> **Work to complete**:
Exactly the lines from the one containing "Recreate this image" through the one containing "<CounterTitle>SITES VISITED</CounterTitle>" are to be returned, please, without any pictures.

Front-end source files:
_ _ _ _ _ _ _

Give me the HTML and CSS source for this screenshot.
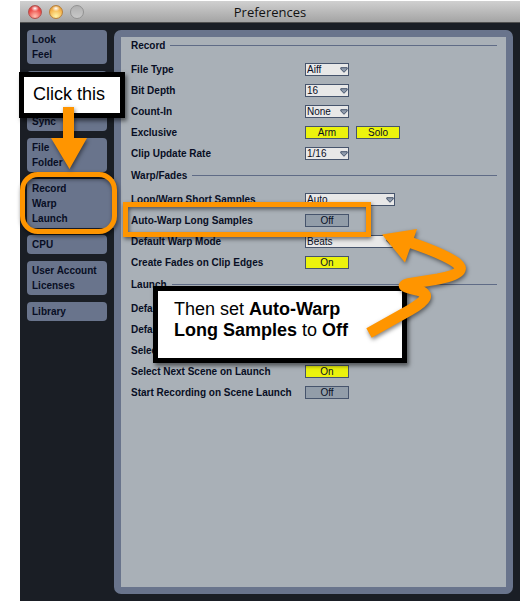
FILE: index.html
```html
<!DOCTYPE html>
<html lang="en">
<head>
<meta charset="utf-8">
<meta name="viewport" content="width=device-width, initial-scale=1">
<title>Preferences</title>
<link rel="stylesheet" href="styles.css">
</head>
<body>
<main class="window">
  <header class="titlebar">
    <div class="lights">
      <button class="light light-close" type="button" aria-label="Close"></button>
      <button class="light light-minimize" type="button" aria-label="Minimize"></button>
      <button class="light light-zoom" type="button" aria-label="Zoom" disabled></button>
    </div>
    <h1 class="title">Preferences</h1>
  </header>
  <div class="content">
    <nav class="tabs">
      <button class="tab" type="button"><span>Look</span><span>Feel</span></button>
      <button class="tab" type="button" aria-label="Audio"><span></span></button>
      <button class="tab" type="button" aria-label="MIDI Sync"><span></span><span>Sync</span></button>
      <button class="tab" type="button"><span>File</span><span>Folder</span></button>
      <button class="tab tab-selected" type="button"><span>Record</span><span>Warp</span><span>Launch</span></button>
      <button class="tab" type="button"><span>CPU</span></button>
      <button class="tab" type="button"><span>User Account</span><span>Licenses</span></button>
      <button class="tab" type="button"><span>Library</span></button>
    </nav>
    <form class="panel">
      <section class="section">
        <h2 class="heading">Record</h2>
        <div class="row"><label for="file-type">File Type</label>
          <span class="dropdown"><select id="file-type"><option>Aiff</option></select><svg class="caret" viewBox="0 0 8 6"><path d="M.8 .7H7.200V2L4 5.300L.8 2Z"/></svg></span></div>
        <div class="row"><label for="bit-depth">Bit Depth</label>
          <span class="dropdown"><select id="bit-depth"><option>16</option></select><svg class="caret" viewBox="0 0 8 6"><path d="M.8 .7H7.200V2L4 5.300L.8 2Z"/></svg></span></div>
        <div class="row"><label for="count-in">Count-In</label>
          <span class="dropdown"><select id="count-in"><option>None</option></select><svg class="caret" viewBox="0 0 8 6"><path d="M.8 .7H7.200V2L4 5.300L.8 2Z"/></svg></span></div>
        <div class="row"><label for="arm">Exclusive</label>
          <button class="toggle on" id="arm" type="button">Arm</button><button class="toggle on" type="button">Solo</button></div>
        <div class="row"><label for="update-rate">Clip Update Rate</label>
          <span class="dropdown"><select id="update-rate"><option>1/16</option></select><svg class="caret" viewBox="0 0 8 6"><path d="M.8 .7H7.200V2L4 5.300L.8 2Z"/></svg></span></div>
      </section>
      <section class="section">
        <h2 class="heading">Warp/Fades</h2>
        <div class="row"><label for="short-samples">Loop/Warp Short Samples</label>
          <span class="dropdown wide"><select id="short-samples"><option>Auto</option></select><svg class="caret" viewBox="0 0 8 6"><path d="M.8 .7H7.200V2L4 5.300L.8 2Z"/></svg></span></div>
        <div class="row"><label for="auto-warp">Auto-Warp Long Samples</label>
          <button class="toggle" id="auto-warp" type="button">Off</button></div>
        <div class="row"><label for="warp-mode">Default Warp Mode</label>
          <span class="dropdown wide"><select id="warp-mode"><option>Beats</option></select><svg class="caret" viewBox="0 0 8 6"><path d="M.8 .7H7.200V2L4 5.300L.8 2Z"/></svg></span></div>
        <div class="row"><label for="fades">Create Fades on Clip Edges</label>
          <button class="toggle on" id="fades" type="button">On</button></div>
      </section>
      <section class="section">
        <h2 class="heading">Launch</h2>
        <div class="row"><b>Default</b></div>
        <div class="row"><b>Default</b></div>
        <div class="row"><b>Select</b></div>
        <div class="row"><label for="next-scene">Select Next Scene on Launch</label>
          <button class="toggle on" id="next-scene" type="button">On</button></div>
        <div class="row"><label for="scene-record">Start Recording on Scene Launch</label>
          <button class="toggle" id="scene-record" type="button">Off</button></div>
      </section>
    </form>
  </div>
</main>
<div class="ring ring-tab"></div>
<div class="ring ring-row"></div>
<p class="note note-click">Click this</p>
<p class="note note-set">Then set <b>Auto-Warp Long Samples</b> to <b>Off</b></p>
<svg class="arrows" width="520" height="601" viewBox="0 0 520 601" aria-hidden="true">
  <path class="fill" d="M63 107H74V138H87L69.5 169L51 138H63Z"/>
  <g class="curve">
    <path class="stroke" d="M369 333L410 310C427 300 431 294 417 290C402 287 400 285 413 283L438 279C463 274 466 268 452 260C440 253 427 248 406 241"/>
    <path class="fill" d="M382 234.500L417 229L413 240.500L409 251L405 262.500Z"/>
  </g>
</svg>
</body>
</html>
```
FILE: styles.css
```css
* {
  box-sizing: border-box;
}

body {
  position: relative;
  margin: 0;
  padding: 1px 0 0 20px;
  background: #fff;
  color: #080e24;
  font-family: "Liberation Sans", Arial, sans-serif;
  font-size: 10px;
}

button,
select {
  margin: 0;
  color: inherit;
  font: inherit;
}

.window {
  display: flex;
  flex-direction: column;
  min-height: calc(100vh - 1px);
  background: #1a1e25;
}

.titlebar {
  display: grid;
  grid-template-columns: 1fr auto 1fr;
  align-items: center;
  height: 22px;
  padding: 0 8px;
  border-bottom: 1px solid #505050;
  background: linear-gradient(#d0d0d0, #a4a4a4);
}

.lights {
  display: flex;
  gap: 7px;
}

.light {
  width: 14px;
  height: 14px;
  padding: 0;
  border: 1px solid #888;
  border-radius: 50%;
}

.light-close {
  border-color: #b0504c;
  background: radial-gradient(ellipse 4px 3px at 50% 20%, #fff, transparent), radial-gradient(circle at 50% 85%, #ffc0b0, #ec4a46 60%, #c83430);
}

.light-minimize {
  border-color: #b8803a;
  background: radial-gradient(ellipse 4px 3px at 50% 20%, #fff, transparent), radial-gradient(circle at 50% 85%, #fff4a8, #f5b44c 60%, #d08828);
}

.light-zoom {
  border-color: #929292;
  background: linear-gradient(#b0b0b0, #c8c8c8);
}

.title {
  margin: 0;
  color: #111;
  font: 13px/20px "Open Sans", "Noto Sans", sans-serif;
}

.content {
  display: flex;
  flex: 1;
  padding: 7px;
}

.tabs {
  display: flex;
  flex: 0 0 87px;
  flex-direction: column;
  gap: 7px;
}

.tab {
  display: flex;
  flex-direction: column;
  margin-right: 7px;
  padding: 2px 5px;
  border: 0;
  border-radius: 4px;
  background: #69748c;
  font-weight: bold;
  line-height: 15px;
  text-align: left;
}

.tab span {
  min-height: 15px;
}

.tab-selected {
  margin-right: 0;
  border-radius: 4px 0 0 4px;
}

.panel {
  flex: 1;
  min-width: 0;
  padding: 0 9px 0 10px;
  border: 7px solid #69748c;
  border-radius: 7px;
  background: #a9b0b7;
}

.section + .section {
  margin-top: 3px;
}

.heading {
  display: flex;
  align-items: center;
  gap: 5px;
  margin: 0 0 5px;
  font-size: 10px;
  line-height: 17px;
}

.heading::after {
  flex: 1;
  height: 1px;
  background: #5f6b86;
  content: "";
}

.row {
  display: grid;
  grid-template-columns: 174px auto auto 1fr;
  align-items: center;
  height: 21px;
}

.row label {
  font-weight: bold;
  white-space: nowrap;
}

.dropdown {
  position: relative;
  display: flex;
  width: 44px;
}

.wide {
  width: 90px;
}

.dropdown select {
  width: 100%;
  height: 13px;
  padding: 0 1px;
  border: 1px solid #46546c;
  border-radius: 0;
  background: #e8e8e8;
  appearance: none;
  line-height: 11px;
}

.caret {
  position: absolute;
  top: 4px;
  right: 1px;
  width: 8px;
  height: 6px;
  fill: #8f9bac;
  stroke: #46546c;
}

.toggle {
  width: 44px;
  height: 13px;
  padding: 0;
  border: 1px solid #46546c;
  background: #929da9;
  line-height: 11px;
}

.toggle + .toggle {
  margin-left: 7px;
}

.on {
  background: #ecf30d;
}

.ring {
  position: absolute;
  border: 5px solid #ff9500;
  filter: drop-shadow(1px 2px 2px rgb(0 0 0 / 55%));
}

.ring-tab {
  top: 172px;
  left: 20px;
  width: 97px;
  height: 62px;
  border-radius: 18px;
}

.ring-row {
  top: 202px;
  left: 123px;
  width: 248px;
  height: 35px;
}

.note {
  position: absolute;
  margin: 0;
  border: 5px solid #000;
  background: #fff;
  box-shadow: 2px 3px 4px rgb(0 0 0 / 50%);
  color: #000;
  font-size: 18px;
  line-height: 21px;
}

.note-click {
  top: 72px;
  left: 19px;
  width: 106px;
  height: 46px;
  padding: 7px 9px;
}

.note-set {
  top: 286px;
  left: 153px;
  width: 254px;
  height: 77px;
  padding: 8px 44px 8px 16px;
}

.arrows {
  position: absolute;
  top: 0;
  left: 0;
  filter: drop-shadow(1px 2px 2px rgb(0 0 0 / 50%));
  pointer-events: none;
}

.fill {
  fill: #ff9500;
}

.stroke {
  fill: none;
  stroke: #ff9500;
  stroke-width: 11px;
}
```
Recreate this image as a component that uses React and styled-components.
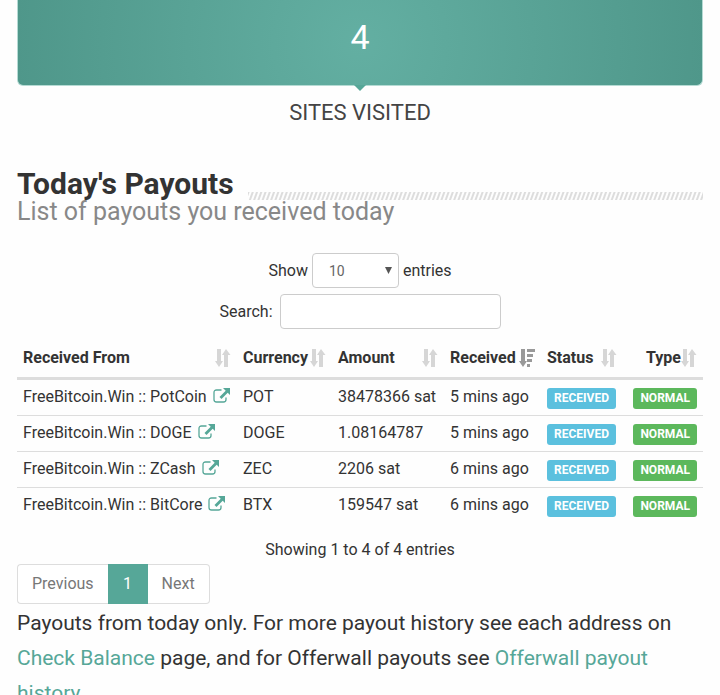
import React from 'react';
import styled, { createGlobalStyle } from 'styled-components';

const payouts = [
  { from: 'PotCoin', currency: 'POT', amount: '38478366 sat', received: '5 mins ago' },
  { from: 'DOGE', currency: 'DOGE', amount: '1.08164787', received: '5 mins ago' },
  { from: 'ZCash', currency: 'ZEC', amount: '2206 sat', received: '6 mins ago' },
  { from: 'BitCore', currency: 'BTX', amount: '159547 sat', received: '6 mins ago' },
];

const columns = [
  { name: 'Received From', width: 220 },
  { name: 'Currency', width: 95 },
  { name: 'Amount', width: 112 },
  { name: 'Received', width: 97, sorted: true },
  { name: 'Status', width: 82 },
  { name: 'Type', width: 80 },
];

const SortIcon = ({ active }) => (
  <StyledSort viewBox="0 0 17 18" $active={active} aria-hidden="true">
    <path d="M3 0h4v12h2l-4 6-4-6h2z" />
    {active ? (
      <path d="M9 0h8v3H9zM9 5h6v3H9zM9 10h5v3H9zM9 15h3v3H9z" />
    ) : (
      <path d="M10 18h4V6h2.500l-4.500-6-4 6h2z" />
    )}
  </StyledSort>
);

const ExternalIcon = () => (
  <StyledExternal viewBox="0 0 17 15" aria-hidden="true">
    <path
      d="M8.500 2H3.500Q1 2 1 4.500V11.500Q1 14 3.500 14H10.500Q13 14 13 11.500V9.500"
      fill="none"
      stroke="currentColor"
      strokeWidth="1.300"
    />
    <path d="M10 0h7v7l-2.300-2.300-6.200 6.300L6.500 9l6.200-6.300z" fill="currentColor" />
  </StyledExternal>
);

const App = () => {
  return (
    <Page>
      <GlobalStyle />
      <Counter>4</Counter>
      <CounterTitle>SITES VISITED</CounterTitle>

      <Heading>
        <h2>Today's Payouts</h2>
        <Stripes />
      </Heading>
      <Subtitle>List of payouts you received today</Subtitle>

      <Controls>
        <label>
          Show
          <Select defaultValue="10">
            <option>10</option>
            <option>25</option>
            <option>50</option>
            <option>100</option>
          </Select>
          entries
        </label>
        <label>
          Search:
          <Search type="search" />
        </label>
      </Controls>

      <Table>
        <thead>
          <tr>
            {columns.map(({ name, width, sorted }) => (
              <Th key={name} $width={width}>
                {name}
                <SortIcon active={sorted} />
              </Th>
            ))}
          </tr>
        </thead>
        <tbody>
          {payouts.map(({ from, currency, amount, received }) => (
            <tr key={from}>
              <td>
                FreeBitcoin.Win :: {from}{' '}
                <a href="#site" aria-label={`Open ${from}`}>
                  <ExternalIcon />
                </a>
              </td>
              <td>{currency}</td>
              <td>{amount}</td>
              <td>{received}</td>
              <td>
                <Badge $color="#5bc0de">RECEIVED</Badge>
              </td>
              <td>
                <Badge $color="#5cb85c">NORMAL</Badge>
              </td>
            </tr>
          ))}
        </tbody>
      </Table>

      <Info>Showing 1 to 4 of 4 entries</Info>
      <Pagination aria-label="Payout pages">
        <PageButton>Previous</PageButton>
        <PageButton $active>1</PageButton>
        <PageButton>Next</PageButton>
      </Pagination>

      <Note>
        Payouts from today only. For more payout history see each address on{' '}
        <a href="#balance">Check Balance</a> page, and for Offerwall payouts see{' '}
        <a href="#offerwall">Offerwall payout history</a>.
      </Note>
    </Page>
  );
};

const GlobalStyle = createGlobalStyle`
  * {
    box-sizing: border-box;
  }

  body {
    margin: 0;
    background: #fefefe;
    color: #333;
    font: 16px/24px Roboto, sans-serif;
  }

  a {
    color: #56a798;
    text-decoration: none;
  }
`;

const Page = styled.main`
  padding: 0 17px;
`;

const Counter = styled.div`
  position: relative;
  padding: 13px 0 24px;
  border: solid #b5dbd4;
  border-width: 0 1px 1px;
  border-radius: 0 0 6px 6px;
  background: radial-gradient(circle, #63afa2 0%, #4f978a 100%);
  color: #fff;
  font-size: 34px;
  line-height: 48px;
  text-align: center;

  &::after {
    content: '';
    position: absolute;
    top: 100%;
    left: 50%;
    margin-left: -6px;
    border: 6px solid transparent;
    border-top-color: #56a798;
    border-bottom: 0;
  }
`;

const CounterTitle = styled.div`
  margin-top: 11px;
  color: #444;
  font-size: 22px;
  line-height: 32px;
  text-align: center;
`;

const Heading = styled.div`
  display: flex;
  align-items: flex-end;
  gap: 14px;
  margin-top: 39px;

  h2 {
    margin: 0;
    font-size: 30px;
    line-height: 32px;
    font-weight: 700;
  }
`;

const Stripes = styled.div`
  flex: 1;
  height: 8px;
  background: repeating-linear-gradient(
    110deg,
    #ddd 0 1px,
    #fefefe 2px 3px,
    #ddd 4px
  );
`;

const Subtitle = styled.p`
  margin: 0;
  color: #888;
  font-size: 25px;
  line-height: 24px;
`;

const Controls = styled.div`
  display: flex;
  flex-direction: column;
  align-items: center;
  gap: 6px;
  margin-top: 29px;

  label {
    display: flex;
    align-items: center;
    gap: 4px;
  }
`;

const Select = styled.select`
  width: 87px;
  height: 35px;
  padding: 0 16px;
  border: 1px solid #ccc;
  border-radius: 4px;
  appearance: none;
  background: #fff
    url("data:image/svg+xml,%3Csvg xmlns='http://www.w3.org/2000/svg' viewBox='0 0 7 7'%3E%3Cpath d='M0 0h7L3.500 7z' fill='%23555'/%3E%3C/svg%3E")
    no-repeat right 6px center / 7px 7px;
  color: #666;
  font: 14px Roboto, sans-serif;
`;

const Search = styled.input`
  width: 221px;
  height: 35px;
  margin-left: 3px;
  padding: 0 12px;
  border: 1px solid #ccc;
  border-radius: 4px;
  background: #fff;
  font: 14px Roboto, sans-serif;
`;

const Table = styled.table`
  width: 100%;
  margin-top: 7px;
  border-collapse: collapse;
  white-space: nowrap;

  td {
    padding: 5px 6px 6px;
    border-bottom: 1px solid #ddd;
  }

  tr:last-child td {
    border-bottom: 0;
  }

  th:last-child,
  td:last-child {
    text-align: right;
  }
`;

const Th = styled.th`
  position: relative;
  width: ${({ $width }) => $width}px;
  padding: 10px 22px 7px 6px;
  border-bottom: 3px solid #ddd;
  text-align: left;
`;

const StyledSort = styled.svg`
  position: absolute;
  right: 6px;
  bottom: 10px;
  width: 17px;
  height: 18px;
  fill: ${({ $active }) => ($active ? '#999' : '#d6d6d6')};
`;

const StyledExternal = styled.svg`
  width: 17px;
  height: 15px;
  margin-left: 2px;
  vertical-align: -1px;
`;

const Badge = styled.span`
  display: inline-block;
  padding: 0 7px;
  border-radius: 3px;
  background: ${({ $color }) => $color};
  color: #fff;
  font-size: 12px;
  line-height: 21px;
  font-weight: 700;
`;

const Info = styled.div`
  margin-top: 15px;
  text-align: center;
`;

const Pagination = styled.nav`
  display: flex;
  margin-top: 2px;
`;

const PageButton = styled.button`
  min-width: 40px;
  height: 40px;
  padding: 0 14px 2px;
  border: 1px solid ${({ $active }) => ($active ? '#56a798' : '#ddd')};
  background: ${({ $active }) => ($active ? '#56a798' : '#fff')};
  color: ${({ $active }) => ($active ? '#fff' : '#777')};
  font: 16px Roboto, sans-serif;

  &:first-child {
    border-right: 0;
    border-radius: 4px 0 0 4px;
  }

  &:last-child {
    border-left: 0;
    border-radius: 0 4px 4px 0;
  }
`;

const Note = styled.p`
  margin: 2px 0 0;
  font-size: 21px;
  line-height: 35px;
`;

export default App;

_ _ _ _ _ _ _

> **The response**:
Recreate this image as a component that uses React and styled-components.
import React from 'react';
import styled, { createGlobalStyle } from 'styled-components';

const payouts = [
  { from: 'PotCoin', currency: 'POT', amount: '38478366 sat', received: '5 mins ago' },
  { from: 'DOGE', currency: 'DOGE', amount: '1.08164787', received: '5 mins ago' },
  { from: 'ZCash', currency: 'ZEC', amount: '2206 sat', received: '6 mins ago' },
  { from: 'BitCore', currency: 'BTX', amount: '159547 sat', received: '6 mins ago' },
];

const columns = [
  { name: 'Received From', width: 220 },
  { name: 'Currency', width: 95 },
  { name: 'Amount', width: 112 },
  { name: 'Received', width: 97, sorted: true },
  { name: 'Status', width: 82 },
  { name: 'Type', width: 80 },
];

const SortIcon = ({ active }) => (
  <StyledSort viewBox="0 0 17 18" $active={active} aria-hidden="true">
    <path d="M3 0h4v12h2l-4 6-4-6h2z" />
    {active ? (
      <path d="M9 0h8v3H9zM9 5h6v3H9zM9 10h5v3H9zM9 15h3v3H9z" />
    ) : (
      <path d="M10 18h4V6h2.500l-4.500-6-4 6h2z" />
    )}
  </StyledSort>
);

const ExternalIcon = () => (
  <StyledExternal viewBox="0 0 17 15" aria-hidden="true">
    <path
      d="M8.500 2H3.500Q1 2 1 4.500V11.500Q1 14 3.500 14H10.500Q13 14 13 11.500V9.500"
      fill="none"
      stroke="currentColor"
      strokeWidth="1.300"
    />
    <path d="M10 0h7v7l-2.300-2.300-6.200 6.300L6.500 9l6.200-6.300z" fill="currentColor" />
  </StyledExternal>
);

const App = () => {
  return (
    <Page>
      <GlobalStyle />
      <Counter>4</Counter>
      <CounterTitle>SITES VISITED</CounterTitle>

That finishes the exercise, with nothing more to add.